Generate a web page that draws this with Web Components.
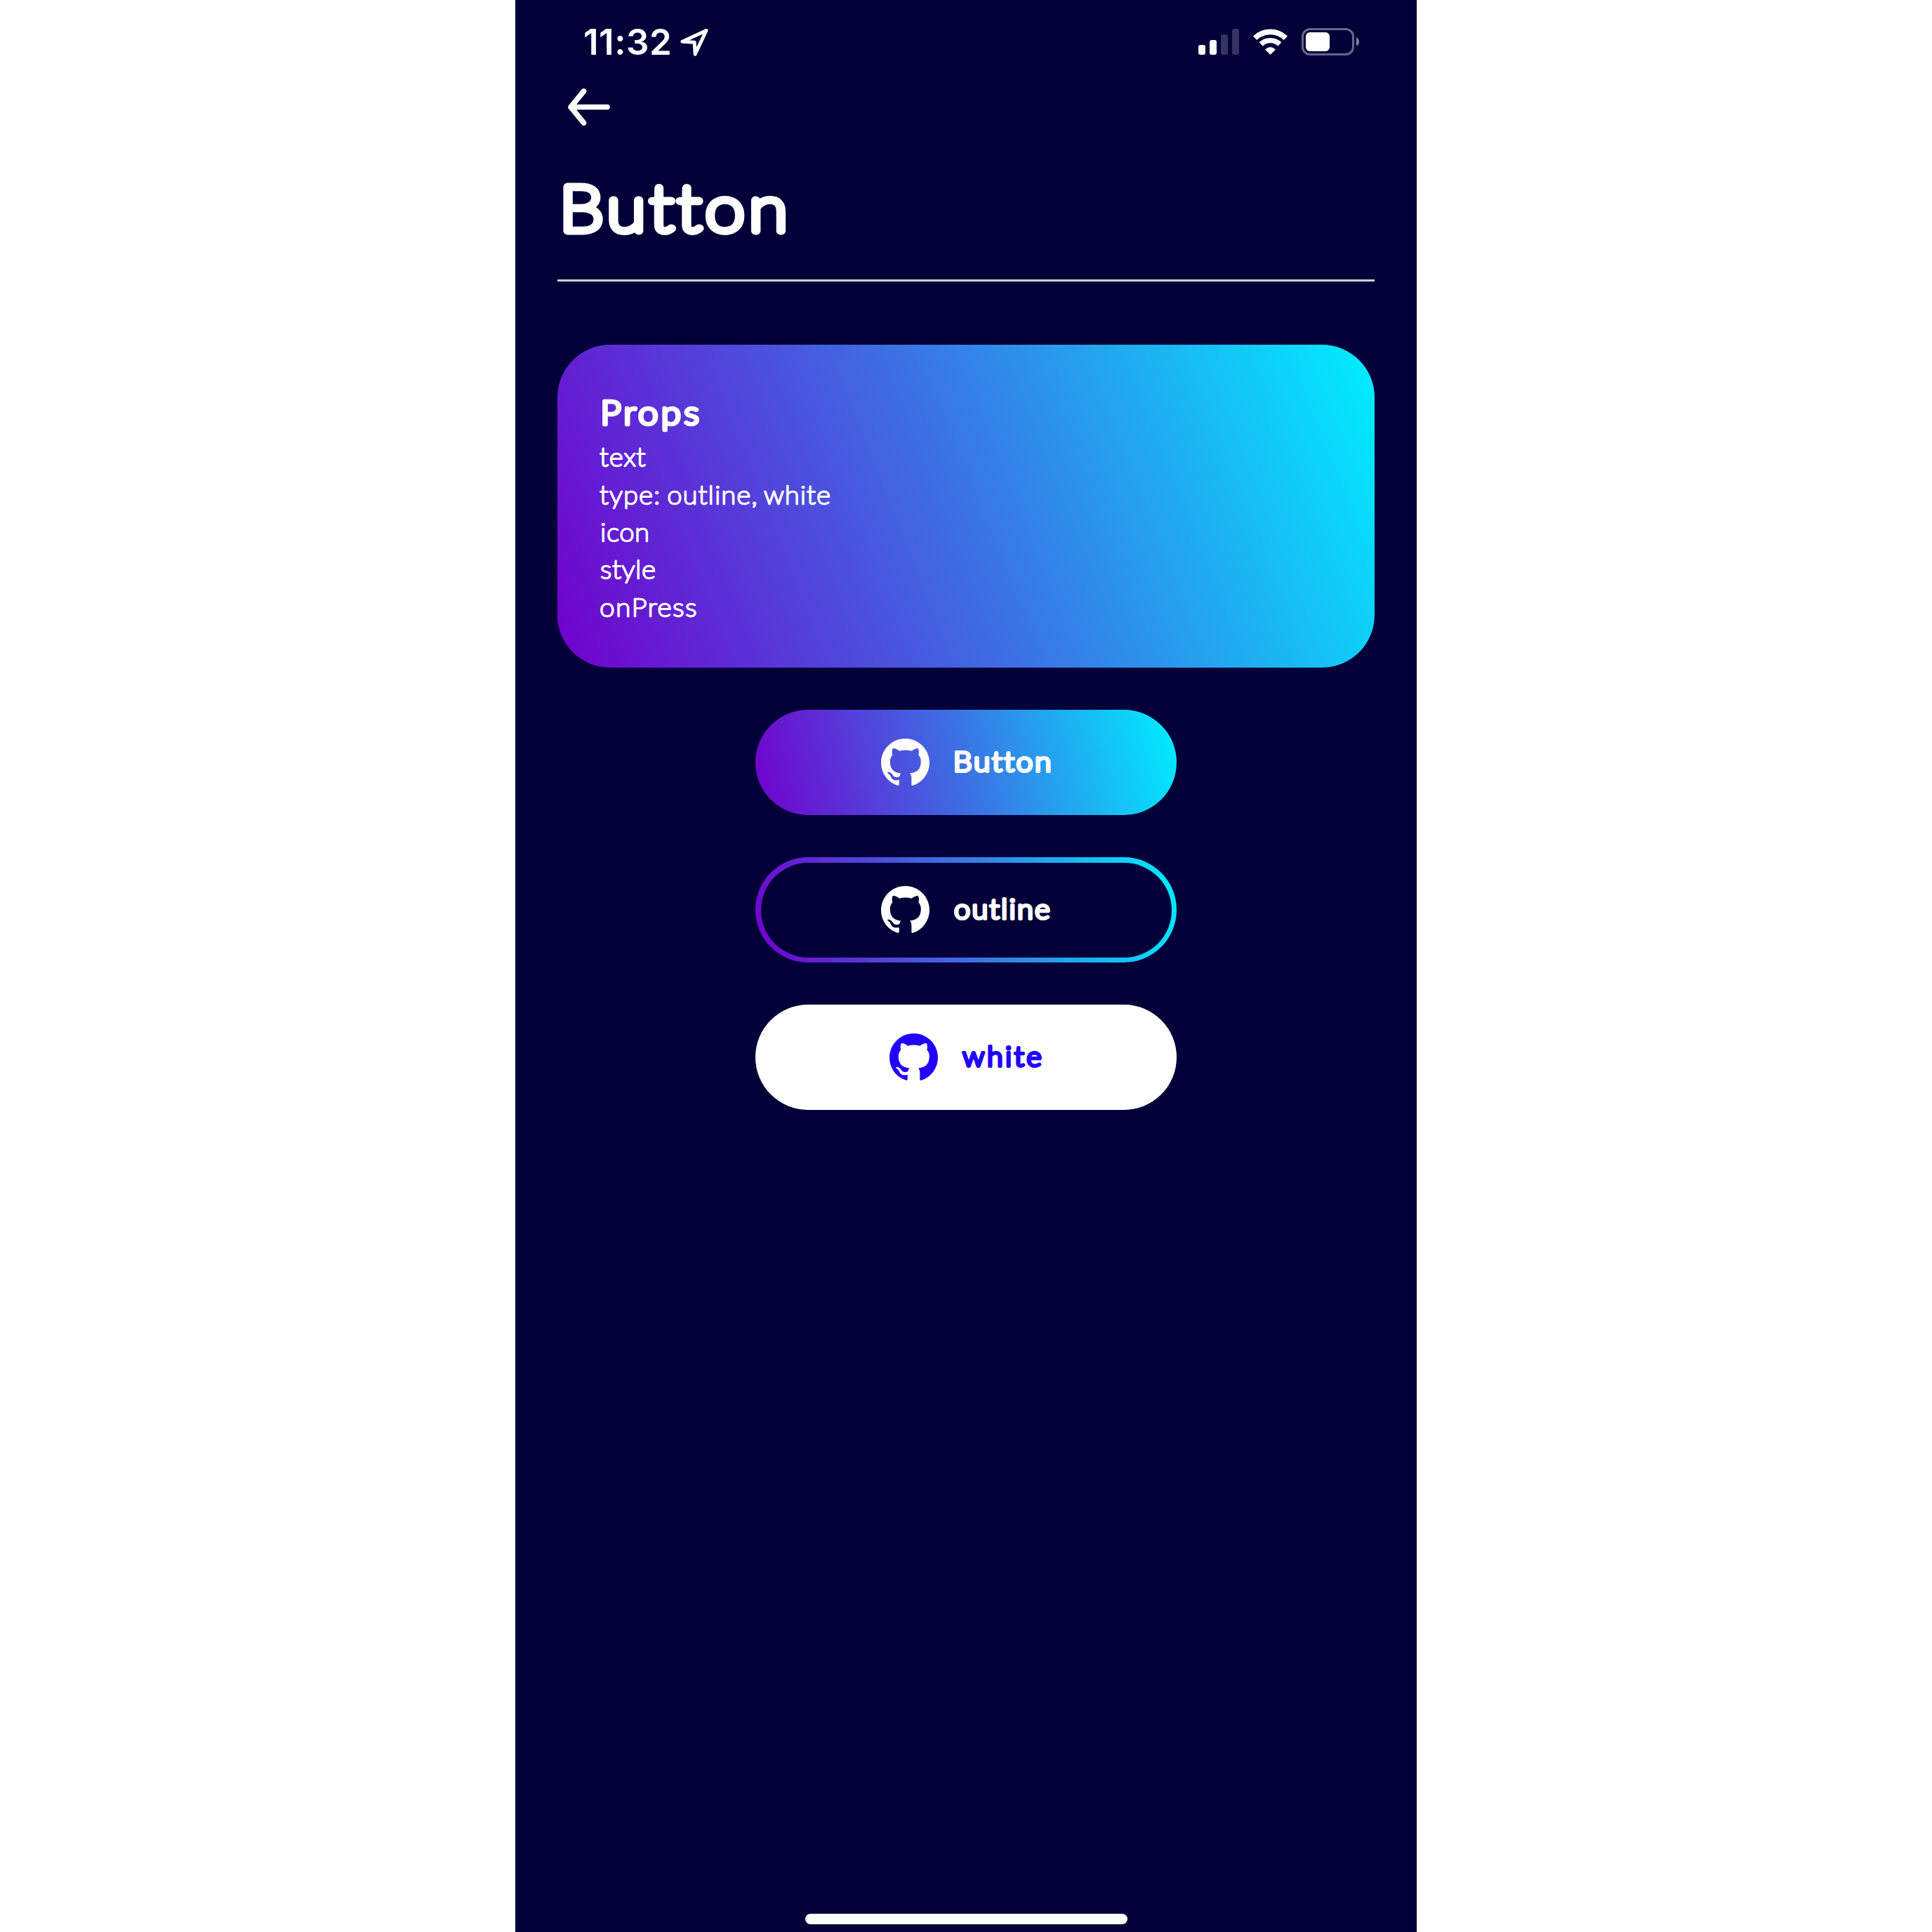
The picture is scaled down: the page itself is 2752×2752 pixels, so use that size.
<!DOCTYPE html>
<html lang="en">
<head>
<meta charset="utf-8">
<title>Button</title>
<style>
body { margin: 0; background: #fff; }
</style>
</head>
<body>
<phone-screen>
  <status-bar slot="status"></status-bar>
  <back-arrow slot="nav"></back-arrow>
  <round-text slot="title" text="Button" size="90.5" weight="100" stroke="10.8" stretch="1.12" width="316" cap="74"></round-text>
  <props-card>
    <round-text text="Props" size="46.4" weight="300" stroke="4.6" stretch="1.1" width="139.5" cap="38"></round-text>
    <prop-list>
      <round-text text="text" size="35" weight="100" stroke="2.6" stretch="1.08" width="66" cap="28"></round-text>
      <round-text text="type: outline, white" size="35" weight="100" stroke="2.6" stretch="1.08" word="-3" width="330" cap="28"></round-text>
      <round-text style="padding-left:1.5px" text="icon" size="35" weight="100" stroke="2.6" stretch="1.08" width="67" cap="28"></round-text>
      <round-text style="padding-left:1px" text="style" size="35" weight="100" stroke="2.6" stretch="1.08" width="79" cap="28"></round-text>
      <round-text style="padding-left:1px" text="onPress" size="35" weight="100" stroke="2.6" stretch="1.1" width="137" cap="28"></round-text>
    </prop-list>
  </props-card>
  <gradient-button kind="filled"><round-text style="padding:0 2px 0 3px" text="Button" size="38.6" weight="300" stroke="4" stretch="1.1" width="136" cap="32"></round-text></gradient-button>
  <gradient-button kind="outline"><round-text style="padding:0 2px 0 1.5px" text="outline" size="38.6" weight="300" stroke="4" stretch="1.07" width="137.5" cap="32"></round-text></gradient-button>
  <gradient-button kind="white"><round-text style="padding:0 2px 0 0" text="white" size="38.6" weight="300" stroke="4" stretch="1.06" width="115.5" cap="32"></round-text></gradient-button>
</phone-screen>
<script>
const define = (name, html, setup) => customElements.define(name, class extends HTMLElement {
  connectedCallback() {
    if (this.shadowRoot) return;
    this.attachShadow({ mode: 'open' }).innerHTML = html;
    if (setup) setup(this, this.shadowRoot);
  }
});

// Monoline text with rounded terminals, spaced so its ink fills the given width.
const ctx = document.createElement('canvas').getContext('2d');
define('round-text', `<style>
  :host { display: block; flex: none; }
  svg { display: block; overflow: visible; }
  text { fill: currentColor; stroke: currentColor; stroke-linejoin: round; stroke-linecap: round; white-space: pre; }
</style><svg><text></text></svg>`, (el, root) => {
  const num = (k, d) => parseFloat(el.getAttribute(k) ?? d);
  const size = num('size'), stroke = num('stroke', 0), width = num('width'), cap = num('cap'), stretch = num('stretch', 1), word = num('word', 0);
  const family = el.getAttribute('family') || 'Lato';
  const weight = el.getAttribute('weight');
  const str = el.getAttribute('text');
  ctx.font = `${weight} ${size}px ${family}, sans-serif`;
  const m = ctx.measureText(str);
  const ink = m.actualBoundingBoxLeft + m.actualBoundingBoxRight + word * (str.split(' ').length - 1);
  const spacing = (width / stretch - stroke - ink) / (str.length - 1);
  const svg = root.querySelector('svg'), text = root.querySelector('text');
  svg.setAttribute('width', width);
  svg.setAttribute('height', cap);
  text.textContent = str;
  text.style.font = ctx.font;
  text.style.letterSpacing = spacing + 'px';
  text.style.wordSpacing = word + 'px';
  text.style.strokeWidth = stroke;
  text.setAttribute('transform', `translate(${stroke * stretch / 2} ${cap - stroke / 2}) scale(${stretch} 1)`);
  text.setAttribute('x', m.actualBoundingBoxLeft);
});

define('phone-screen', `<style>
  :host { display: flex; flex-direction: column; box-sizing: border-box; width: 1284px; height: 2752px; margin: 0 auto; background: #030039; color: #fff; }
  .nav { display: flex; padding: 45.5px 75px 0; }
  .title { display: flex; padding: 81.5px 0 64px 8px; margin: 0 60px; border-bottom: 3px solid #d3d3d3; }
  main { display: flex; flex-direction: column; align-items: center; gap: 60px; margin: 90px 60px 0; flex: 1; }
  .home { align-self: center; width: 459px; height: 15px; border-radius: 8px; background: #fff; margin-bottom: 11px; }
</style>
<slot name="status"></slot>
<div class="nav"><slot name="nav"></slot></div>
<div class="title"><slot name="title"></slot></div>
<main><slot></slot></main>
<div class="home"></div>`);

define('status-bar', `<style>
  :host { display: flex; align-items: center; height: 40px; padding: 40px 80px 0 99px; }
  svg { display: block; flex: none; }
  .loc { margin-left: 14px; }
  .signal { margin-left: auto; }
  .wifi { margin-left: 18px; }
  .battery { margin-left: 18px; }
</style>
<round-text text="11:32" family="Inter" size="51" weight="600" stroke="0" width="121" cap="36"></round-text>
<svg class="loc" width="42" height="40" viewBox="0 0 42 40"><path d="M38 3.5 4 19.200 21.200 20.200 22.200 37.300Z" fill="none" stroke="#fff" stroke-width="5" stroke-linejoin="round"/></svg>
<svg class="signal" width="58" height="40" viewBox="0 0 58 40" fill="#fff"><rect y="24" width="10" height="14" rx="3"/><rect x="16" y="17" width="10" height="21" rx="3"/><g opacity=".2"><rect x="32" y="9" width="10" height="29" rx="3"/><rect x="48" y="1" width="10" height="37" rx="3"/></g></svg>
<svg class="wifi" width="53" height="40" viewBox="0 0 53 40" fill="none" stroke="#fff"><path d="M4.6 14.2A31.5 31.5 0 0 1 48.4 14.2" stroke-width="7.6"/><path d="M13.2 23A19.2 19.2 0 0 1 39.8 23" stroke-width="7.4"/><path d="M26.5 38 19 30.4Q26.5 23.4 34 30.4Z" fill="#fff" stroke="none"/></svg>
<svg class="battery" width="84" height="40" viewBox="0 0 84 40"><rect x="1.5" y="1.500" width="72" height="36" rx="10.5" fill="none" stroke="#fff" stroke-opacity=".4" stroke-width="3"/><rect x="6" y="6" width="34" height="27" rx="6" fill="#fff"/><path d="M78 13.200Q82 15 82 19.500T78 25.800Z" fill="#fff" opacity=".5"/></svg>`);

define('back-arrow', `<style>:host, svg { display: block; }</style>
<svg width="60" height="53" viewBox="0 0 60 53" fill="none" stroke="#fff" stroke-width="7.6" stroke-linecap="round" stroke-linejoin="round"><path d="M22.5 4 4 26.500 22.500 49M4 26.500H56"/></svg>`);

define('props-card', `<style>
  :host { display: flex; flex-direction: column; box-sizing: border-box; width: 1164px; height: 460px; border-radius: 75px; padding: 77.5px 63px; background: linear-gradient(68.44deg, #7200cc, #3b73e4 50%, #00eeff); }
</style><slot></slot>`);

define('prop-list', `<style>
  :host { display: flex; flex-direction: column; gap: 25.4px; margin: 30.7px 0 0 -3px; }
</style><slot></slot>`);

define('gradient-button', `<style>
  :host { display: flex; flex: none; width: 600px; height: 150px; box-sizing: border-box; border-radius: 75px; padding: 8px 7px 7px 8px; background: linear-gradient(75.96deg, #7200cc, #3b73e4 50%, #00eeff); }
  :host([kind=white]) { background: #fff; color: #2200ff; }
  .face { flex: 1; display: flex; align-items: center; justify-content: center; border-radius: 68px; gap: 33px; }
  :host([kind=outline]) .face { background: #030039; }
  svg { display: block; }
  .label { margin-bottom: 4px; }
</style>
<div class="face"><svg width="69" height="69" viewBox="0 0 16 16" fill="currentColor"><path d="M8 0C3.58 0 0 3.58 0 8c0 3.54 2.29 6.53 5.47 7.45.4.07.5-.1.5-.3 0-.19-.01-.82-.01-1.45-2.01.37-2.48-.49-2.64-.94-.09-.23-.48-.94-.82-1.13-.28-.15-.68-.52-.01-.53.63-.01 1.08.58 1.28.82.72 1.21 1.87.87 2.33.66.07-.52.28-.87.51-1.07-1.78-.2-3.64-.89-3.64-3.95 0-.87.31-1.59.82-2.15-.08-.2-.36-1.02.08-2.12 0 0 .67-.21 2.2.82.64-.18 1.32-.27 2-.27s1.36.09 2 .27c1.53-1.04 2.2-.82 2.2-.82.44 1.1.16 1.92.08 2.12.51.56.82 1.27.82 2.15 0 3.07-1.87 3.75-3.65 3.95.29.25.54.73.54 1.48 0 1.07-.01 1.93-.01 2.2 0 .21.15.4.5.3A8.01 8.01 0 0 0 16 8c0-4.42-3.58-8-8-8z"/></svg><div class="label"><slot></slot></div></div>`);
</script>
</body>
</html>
========
• _SET EXERCISE_
Show every line above in which the word "with" occurs.

• _EXERCISE SOLUTION_
Generate a web page that draws this with Web Components.
// Monoline text with rounded terminals, spaced so its ink fills the given width.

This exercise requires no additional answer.